… from technology overload?
The New York Times reports that when people keep their brains busy with digital input, they are forfeiting downtime that could allow them to better learn and remember information, or come up with new ideas.
A few years ago, pundits were predicting internet equipped, self-monitoring refrigerators, which would place automatic orders with your online grocery store, when supplies ran low. These refrigerators may not have arrived yet, but technology has not stopped reaching for new frontiers.
Advertising is becoming ever more intrusive. Cookies and other methods track our movements on line (though astute web users know how to limit this intrusion on privacy), advertising not only flashes before our eyes on television, billboards and web pages, but advertising is coming to ebooks, is projected onto the street as you walk and now, it is even set to encroach upon the otherwise calm and static pages of journals and magazines.
Some of the above is just more of the same we had gotten used to, but other developments are sure to make Jewish life ever so slightly harder. A motion activated video screen incorporated into your magazine will make it unusable on the Sabbath. There goes your weekly Sabbath literature (though in all honesty, even without such screens, there may be issues with reading secular magazines on the Sabbath – see Shul’han ‘Arukh Ora’h ‘Hayim §307).
Even the most private space is being invaded. In Japan, electronically controlled toilets have come to market:
The latest “intelligent” model, manufactured by market leader Toto, goes a step further and isn’t for the faint-hearted: it offers its users an instant health check-up every time they answer the call of nature.
Designed for the housing company Daiwa House with Japan’s growing army of elderly in mind, it provides urine analysis, takes the user’s blood pressure and body temperature, and measures their weight with an inbuilt floor scale.
…
“In the next generation model, the data will be sent automatically to family members or doctors via the Internet,” she told AFP.
By the way, even on weekdays, these toilets are not without issues:
First-time foreign visitors to Japan are often baffled by the complexity of Japanese high-tech toilets, which feature computerised control panels, usually with Japanese language instructions as well as small pictograms.
Standard functions include heated seats, water jets with pressure and temperature controls, hot-air bottom dryers and ambient background music.
Follow the link and you will find out about some more surprising functions.
The letter and the spirit of the laws of Sabbath already prompts us to abstain from certain activities, conversations and thoughts on the Sabbath. We also tend to dress differently, more elegantly. But now, even the clothing closest to our bodies, invisible to others, may also need to be selected for the Sabbath.
An Australian company … announced the rollout of what it said were the world’s first electronic underpants, saying its product was able to send text messages … [about medical conditions–AF]
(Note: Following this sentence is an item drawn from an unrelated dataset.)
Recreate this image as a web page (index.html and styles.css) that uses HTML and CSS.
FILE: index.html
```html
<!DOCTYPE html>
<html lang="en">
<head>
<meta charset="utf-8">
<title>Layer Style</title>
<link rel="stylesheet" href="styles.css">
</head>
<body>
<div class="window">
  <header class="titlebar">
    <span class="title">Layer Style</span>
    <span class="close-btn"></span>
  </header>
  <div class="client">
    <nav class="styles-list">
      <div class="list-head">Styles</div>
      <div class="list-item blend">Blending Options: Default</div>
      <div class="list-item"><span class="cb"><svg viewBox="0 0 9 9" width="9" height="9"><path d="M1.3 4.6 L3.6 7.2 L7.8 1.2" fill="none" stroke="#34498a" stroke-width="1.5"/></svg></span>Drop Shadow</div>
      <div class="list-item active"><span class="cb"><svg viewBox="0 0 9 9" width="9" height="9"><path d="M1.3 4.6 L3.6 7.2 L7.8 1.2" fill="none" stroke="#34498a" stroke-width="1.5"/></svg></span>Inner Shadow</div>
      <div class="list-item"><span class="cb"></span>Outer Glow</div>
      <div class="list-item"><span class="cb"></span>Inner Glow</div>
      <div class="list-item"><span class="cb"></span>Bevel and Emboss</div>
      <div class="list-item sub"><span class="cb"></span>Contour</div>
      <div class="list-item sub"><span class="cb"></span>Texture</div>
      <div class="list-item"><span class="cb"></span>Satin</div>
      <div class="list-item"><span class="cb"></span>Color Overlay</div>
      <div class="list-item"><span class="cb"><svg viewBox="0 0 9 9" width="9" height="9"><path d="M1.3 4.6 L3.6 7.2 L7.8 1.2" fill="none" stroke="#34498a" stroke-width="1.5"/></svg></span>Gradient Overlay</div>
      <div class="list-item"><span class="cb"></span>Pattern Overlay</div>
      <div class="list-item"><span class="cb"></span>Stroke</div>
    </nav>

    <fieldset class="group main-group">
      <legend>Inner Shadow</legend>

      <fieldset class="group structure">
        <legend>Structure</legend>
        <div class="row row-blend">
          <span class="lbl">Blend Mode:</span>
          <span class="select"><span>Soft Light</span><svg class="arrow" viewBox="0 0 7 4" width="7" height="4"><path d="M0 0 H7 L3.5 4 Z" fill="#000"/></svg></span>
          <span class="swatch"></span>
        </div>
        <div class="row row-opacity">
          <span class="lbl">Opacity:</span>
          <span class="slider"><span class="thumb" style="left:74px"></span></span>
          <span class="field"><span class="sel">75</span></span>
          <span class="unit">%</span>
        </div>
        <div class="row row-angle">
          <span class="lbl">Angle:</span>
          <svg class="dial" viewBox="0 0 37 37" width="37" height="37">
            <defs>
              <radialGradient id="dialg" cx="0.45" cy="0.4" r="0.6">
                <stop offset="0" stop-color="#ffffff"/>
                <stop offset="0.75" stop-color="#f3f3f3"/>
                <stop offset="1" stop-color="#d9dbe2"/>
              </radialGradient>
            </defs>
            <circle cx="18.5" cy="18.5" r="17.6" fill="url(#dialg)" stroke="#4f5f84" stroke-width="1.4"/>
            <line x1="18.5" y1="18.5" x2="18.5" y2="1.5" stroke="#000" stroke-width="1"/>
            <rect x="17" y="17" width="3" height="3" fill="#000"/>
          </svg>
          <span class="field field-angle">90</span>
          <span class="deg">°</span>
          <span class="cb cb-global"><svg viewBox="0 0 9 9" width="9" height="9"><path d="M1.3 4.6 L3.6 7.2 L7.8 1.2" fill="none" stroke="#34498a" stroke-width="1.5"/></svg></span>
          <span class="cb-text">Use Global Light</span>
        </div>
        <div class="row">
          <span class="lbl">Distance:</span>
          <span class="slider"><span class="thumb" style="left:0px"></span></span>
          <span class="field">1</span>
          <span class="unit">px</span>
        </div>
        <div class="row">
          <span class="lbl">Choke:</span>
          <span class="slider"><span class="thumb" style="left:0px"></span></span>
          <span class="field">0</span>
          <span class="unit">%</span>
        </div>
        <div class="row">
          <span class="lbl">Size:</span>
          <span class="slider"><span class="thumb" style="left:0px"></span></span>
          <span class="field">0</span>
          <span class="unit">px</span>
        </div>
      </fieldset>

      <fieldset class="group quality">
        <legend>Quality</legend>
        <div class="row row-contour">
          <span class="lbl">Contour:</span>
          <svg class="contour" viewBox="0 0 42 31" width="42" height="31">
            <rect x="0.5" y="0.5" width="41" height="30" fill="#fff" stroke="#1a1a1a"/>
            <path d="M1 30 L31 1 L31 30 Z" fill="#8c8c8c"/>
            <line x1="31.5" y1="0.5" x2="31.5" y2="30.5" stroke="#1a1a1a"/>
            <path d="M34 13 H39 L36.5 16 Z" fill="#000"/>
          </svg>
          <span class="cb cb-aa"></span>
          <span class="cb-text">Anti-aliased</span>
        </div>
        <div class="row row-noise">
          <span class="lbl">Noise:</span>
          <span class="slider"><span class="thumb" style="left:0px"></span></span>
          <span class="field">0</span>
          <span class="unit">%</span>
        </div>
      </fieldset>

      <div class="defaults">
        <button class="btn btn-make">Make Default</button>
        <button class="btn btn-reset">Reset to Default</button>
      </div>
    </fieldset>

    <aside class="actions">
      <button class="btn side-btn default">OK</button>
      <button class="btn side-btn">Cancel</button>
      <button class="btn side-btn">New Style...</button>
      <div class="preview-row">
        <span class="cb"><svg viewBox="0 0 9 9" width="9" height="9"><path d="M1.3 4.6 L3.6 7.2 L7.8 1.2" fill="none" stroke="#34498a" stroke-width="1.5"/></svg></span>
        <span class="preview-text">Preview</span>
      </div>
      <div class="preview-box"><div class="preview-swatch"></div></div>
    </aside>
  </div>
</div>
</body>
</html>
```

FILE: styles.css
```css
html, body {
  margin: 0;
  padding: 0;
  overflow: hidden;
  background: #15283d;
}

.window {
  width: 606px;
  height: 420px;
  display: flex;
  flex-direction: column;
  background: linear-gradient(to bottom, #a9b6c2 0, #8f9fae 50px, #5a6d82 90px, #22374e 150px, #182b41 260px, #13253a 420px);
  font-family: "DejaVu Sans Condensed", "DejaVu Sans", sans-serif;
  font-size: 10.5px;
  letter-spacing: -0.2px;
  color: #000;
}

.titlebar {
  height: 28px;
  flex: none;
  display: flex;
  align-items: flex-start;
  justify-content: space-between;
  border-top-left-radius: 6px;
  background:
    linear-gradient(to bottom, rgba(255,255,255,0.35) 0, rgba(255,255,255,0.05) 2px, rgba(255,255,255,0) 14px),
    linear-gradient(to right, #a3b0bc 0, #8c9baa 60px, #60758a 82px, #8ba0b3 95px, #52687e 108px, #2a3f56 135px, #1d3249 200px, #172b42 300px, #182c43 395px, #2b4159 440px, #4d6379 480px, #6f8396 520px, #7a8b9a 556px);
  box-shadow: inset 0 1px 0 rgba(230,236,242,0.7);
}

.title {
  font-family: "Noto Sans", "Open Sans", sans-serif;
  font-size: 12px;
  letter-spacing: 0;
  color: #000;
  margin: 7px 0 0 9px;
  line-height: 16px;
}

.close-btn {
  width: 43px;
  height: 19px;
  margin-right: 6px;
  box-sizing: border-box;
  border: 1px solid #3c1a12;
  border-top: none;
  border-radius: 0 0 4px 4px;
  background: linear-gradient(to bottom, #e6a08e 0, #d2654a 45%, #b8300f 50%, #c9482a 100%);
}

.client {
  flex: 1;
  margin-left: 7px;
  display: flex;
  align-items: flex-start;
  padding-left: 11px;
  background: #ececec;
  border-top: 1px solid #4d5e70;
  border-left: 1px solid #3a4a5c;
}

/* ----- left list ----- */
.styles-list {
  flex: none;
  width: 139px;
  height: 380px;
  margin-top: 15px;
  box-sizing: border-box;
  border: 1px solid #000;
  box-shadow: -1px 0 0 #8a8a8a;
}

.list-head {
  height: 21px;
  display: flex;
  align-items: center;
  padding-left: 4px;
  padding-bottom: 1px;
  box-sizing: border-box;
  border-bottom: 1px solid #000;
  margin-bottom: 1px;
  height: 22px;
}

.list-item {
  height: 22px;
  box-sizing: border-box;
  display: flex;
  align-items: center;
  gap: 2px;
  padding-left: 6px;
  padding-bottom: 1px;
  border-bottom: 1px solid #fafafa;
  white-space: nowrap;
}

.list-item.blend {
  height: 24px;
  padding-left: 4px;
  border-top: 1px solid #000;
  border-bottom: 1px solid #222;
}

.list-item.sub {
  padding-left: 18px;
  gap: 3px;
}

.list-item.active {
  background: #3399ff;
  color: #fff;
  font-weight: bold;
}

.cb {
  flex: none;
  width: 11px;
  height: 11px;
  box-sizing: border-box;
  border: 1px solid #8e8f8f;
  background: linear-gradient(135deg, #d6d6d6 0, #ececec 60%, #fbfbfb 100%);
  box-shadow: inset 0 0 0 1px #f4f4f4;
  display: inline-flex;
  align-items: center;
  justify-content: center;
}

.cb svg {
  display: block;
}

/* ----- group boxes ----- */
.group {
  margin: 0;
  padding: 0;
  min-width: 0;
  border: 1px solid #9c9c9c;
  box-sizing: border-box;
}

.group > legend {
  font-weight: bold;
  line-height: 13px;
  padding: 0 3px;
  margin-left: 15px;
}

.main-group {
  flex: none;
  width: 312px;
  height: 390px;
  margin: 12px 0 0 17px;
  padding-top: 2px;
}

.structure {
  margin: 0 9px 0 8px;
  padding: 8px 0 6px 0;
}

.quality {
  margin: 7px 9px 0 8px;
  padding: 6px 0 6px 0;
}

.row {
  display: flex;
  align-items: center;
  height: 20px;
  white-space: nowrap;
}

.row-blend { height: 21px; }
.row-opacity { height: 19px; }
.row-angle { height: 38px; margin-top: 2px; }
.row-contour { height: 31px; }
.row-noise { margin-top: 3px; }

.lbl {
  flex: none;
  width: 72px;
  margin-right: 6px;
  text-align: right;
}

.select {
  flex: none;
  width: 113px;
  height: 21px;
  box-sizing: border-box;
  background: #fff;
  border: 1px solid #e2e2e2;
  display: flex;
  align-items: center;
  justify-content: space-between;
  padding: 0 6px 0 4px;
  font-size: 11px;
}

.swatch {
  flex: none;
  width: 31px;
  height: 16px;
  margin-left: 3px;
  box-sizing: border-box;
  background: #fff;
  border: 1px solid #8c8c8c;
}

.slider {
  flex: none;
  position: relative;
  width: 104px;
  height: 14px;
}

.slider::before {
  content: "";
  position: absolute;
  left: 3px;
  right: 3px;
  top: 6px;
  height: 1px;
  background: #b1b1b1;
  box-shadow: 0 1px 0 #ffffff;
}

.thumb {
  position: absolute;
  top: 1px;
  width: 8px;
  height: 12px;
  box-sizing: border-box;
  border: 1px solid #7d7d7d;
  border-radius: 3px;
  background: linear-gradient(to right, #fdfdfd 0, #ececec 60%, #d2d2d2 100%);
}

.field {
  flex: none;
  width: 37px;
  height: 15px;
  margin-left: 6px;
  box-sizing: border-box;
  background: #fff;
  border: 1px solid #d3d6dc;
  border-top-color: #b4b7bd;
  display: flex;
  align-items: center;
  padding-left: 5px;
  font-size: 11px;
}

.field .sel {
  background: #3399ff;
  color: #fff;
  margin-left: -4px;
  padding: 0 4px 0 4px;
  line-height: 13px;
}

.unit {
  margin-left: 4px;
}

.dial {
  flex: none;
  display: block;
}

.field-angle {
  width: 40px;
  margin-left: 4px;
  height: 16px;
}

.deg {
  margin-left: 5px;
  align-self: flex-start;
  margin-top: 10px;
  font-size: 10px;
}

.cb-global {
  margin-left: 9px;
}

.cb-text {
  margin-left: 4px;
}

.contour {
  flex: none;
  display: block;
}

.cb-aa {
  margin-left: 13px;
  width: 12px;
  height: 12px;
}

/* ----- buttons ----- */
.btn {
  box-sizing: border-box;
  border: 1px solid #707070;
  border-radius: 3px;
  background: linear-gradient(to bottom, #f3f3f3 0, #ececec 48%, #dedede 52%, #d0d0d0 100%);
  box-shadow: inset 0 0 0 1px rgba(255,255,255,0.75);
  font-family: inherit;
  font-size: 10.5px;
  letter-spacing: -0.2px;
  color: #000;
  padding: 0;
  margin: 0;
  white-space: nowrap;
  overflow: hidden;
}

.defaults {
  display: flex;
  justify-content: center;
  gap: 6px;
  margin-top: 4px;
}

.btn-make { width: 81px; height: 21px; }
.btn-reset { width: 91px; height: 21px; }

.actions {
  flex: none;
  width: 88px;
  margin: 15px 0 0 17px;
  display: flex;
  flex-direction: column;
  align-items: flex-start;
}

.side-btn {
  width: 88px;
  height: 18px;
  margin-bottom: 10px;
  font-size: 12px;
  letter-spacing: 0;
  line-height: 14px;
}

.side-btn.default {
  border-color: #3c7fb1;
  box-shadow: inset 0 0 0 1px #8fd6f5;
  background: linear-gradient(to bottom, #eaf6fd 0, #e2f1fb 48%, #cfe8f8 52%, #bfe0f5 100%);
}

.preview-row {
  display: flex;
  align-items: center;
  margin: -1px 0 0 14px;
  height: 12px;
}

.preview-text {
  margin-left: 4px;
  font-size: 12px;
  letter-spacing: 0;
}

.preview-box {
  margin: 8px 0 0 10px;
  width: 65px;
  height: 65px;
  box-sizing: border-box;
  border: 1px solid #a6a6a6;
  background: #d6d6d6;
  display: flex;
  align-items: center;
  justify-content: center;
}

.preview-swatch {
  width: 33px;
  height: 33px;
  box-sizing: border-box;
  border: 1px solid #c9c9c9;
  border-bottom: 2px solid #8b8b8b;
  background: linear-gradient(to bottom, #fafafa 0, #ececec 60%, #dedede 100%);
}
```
Will these devices make our Sabbath a living hell, force us in the future to remain in a dark corner of our homes for the duration of the Sabbath? I think not, but it will surely cost us. Who knows, in fifty years, electronics-free clothing may be sold at a premium. (“You want socks without sensors? Oh, yes, we stock these in our luxurious organic clothing department.” “You want to shut the internet off in your fridge? Sorry, our technicians do not know how to do this, but company XYZ makes retro fridges, just like those that were in use in the 2010s.”)
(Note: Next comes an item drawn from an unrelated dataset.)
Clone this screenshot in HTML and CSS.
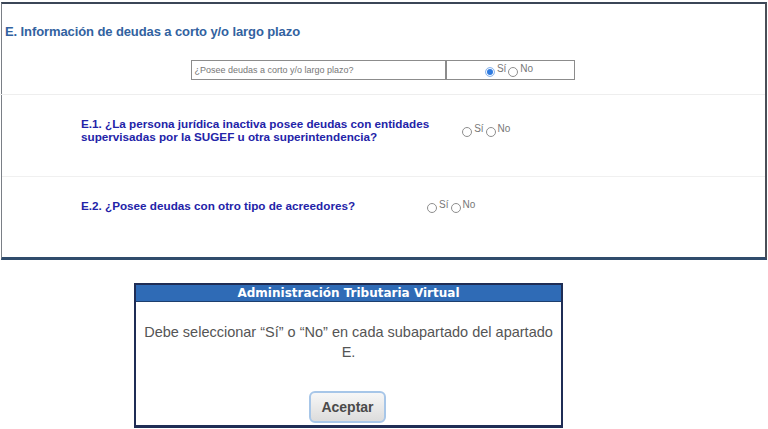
FILE: index.html
```html
<!DOCTYPE html>
<html lang="es">
<head>
    <meta charset="UTF-8">
    <title>Información de deudas</title>
    <link rel="stylesheet" href="styles.css">
</head>
<body>
    <div class="panel">
        <h1 class="section-title">E. Información de deudas a corto y/o largo plazo</h1>

        <div class="question-table">
            <div class="cell cell-label">¿Posee deudas a corto y/o largo plazo?</div>
            <div class="cell cell-options">
                <span class="radio checked"></span><span class="opt">Sí</span>
                <span class="radio"></span><span class="opt">No</span>
            </div>
        </div>

        <div class="sub-row sub-row-1">
            <p class="sub-text">E.1. ¿La persona jurídica inactiva posee deudas con entidades<br>supervisadas por la SUGEF u otra superintendencia?</p>
            <div class="options">
                <span class="radio"></span><span class="opt">Sí</span>
                <span class="radio"></span><span class="opt">No</span>
            </div>
        </div>

        <div class="sub-row sub-row-2">
            <p class="sub-text">E.2. ¿Posee deudas con otro tipo de acreedores?</p>
            <div class="options">
                <span class="radio"></span><span class="opt">Sí</span>
                <span class="radio"></span><span class="opt">No</span>
            </div>
        </div>
    </div>

    <div class="dialog">
        <div class="dialog-title">Administración Tributaria Virtual</div>
        <p class="dialog-msg">Debe seleccionar “Sí” o “No” en cada subapartado del apartado E.</p>
        <div class="dialog-actions">
            <button class="btn">Aceptar</button>
        </div>
    </div>
</body>
</html>
```

FILE: styles.css
```css
body {
    margin: 0;
    background: #fff;
    font-family: 'Liberation Sans', Arial, sans-serif;
}

.panel {
    margin: 2px 1px 0 1px;
    height: 253px;
    border-top: 2px solid #3b4657;
    border-left: 1px solid #7a7f86;
    border-right: 2px solid #4a4f57;
    border-bottom: 3px solid #304c6c;
    background: #fff;
}

.section-title {
    margin: 0;
    padding: 20px 0 0 3px;
    font-size: 13px;
    line-height: 16px;
    font-weight: bold;
    color: #3262a0;
    letter-spacing: -0.1px;
}

.question-table {
    display: flex;
    justify-content: center;
    margin: 20px 0 0 -2px;
    padding-bottom: 14px;
    border-bottom: 1px solid #eeeeee;
}

.cell {
    height: 18px;
    border: 1px solid #8c8c8c;
    font-size: 9px;
    color: #777;
    display: flex;
    align-items: center;
}

.cell-label {
    width: 250px;
    padding-left: 3px;
    border-right-width: 2px;
}

.cell-options {
    width: 127px;
    border-left: none;
    justify-content: center;
    font-size: 10px;
}

.sub-row {
    display: flex;
    padding-left: 79px;
    border-bottom: 1px solid #f0f0f0;
}

.sub-row-1 {
    height: 82px;
    padding-top: 22px;
    box-sizing: border-box;
}

.sub-row-2 {
    height: 79px;
    padding-top: 22px;
    box-sizing: border-box;
    border-bottom: none;
}

.sub-text {
    margin: 0;
    font-size: 11.7px;
    line-height: 13px;
    font-weight: bold;
    color: #2323a8;
}

.options {
    display: flex;
    align-items: center;
    height: 13px;
    margin-top: 6px;
    font-size: 10px;
    color: #777;
}

.sub-row-1 .options {
    margin-left: 33px;
}

.sub-row-2 .options {
    margin-left: 72px;
    margin-top: 0;
}

.radio {
    display: inline-block;
    width: 8px;
    height: 8px;
    border: 1px solid #8e8e8e;
    border-radius: 50%;
    background: #fff;
    margin-top: 4px;
    margin-right: 2px;
}

.radio.checked {
    background: #2f7be0;
    border-color: #8db6ec;
    box-shadow: inset 0 0 0 1px #fff;
    background-clip: padding-box;
}

.opt {
    margin-right: 2px;
    margin-top: -3px;
}

.dialog {
    margin: 23px 0 0 134px;
    width: 425px;
    height: 140px;
    border: 2px solid #1f2d55;
    border-bottom-width: 3px;
    background: #fff;
}

.dialog-title {
    height: 16px;
    background: #2f6bb6;
    border-bottom: 1px solid #1d3f6e;
    color: #fff;
    text-align: center;
    font-family: 'DejaVu Sans', Verdana, sans-serif;
    font-size: 12px;
    font-weight: bold;
    line-height: 16px;
}

.dialog-msg {
    margin: 0;
    padding: 20px 4px 0;
    text-align: center;
    font-size: 14.5px;
    line-height: 20px;
    color: #555;
}

.dialog-actions {
    display: flex;
    justify-content: center;
    padding-top: 29px;
}

.btn {
    width: 77px;
    height: 32px;
    border: 2px solid #a7c6e8;
    border-radius: 6px;
    background: linear-gradient(#f7f7f7, #dcdcdc);
    font-family: 'Liberation Sans', Arial, sans-serif;
    font-size: 14px;
    font-weight: bold;
    color: #4a4a4a;
    margin-left: -2px;
}
```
However, all in all, abstaining from this electronic jungle for one day a week seems to become ever more necessary, giving us ever more auxiliary benefits. From the New York Times article:
“Almost certainly, downtime lets the brain go over experiences it’s had, solidify them and turn them into permanent long-term memories,” said Loren Frank, assistant professor in the department of physiology at the university, where he specializes in learning and memory. He said he believed that when the brain was constantly stimulated, “you prevent this learning process.”
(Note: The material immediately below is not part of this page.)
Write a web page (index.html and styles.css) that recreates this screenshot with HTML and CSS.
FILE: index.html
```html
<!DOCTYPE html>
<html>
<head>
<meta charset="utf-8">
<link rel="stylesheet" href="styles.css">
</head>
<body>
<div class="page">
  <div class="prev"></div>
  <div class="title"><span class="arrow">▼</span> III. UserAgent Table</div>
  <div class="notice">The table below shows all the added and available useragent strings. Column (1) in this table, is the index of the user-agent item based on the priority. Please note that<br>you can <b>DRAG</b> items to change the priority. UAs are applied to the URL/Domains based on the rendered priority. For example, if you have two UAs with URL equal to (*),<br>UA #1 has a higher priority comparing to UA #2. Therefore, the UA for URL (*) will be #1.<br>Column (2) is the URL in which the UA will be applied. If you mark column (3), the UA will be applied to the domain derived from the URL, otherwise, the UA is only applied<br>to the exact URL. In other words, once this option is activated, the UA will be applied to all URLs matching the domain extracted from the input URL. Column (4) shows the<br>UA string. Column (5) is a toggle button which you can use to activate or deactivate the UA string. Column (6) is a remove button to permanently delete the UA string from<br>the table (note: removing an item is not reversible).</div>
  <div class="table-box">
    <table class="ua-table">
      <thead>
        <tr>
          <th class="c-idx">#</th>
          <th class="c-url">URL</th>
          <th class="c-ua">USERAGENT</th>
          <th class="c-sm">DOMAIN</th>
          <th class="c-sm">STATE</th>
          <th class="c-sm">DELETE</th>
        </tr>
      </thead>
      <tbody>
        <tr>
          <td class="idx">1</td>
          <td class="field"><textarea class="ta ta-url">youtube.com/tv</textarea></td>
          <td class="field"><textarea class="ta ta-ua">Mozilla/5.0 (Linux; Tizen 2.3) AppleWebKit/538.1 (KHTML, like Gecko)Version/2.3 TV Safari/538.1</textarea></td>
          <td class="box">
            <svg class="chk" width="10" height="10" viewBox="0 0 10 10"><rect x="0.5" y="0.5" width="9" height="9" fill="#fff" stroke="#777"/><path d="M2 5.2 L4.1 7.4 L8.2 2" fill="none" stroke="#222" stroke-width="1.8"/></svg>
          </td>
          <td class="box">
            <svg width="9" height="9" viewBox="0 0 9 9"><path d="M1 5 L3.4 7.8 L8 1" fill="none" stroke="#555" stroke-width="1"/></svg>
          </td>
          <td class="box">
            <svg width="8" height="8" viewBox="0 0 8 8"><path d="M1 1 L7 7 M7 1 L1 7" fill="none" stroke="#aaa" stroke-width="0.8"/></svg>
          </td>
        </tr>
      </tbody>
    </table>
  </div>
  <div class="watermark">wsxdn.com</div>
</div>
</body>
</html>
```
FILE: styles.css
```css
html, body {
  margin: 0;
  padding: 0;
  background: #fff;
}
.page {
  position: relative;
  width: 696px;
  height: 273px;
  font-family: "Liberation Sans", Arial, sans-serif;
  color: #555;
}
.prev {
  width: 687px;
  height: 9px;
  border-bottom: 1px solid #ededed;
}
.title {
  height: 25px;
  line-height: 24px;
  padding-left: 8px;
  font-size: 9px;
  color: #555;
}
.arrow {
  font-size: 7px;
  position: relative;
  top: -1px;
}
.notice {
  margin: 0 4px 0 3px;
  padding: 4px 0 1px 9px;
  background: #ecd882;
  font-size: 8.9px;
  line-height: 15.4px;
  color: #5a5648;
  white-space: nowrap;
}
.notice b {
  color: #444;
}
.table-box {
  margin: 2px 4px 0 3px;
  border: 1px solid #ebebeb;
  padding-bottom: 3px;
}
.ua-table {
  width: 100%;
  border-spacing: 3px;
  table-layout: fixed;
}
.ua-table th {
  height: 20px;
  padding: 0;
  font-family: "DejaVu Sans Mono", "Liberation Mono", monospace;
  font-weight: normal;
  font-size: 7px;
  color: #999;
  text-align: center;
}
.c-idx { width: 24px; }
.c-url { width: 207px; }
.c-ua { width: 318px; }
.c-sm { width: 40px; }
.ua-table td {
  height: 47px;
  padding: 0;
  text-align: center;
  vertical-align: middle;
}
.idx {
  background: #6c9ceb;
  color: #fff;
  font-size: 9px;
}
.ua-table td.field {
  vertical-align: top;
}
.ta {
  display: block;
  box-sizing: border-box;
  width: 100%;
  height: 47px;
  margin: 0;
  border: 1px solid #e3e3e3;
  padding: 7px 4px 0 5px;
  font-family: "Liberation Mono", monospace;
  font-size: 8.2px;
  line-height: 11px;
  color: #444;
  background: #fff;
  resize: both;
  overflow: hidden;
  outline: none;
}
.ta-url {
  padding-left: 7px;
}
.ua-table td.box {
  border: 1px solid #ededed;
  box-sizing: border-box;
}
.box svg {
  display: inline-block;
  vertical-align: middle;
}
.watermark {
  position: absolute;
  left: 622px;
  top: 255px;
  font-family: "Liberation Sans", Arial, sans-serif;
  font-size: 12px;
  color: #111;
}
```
At the University of Michigan, a study found that people learned significantly better after a walk in nature than after a walk in a dense urban environment, suggesting that processing a barrage of information leaves people fatigued.
Even though people feel entertained, even relaxed, when they multitask while exercising, or pass a moment at the bus stop by catching a quick video clip, they might be taxing their brains, scientists say.
“People think they’re refreshing themselves, but they’re fatiguing themselves,” said Marc Berman, a University of Michigan neuroscientist.
G”d, in giving us the Torah not only made it timeless, but like a fine wine, that appreciates with age.